From: Νίκος on
On 9 Αύγ, 13:47, Peter Otten <__pete...(a)web.de> wrote:
> Νίκος wrote:
> > On 9 Αύγ, 13:06, Peter Otten <__pete...(a)web.de> wrote:
>
> >> > So since its utf-8 what the problem of opening it?
>
> >> Python says it's not, and I tend to believe it.
>
> > You are right!
>
> > I tried to do the same exact openign via IDLE enviroment and i goth
> > the encoding of the file from there!
>
> >>>> open("d:\\test\\index.php" ,'r')
> > <_io.TextIOWrapper name='d:\\test\\index.php' encoding='cp1253'>
>
> > Thats why in the error in my previous post it said
> > File "C:\Python32\lib\encodings\cp1253.py", line 23, in decode
> > it tried to use the cp1253 encoding.
>
> > But now sicne Python as we see can undestand the nature of the
> > encoding what causing it not to open the file?
>
> It doesn't. You have to tell.

Why it doesn't? The idle response designates that it knows that file
encoding is in "cp1253" which means it can identify it.

*If* the file uses cp1253 you can open it with
>
> open(..., encoding="cp1253")
>
> Note that if the file is not in cp1253 python will still happily open it as
> long as it doesn't contain the following bytes:
>
> >>> for i in range(256):
>
> ...     try: chr(i).decode("cp1253") and None
> ...     except: print i
> ...
> 129
> 136
> 138
> 140
> 141
> 142
> 143
> 144
> 152
> 154
> 156
> 157
> 158
> 159
> 170
> 210
> 255
>
> Peter

I'm afraid it does because whn i tried:

f = open(src_f, 'r', encoding="cp1253" )

i got the same error again.....what are those characters?Dont they
belong too tot he same weird 'cp1253' encoding? Why compiler cant open
them?

From: Νίκος on
Please tell me that no matter what weird charhs has inside ic an still
open thosie fiels and make the neccessary replacements.
From: Peter Otten on
Νίκος wrote:

> Please tell me that no matter what weird charhs has inside ic an still
> open thosie fiels and make the neccessary replacements.

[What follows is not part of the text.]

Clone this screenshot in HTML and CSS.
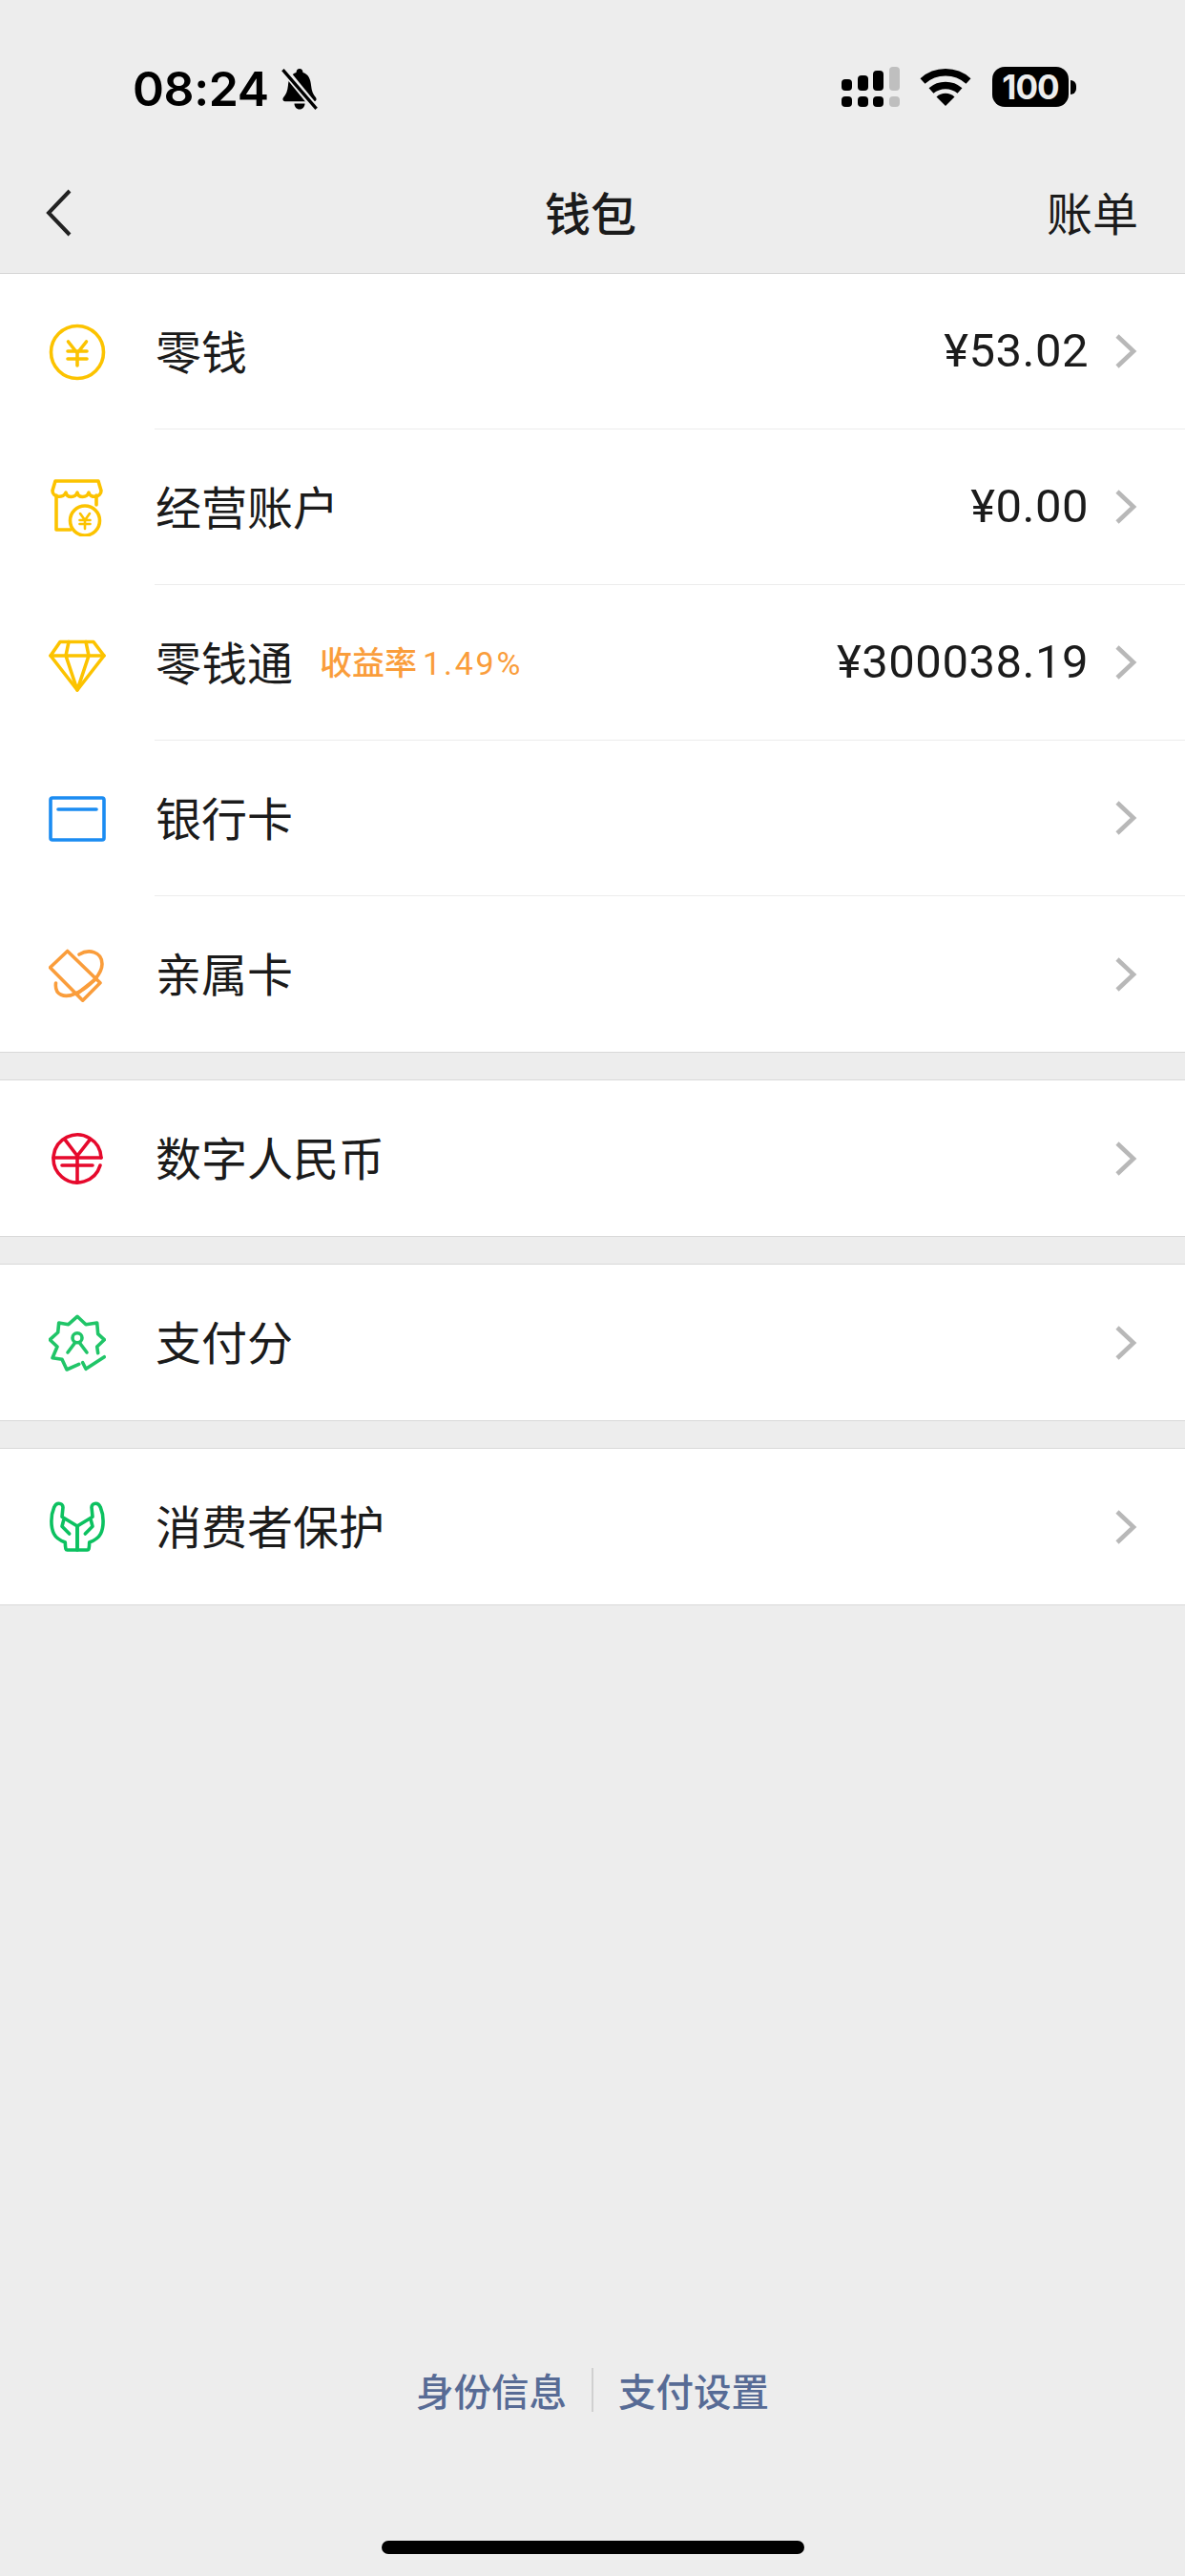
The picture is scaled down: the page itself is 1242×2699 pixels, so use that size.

Go back to 2.6 for the moment and defer learning about unicode until you're
done with the conversion job.
From: Νίκος on
On 9 Αύγ, 19:21, Peter Otten <__pete...(a)web.de> wrote:
> Νίκος wrote:
> > Please tell me that no matter what weird charhs has inside ic an still
> > open thosie fiels and make the neccessary replacements.
>
> Go back to 2.6 for the moment and defer learning about unicode until you're
> done with the conversion job.

You are correct again! 3.2 caused the problem, i switched to 2.7 and
now i donyt have that problem anymore. File is openign okey!

it ALMOST convert correctly!

# replace tags
print ( 'replacing php tags and contents within' )
src_data = re.sub( '<\?(.*?)\?>', '', src_data )

it only convert the first instance of php tages and not the rest?
But why?
From: Νίκος on
On 8 Αύγ, 20:29, John S <jstrick...(a)gmail.com> wrote:

> When replacing text in an HTML document with re.sub, you want to use
> the re.S (singleline) option; otherwise your pattern won't match when
> the opening tag is on one line and the closing is on another.

Thats exactly the problem iam facing now with this statement.

src_data = re.sub( '<\?(.*?)\?>', '', src_data )

you mean i have to switch it like this?

src_data = re.S ( '<\?(.*?)\?>', '', src_data ) ?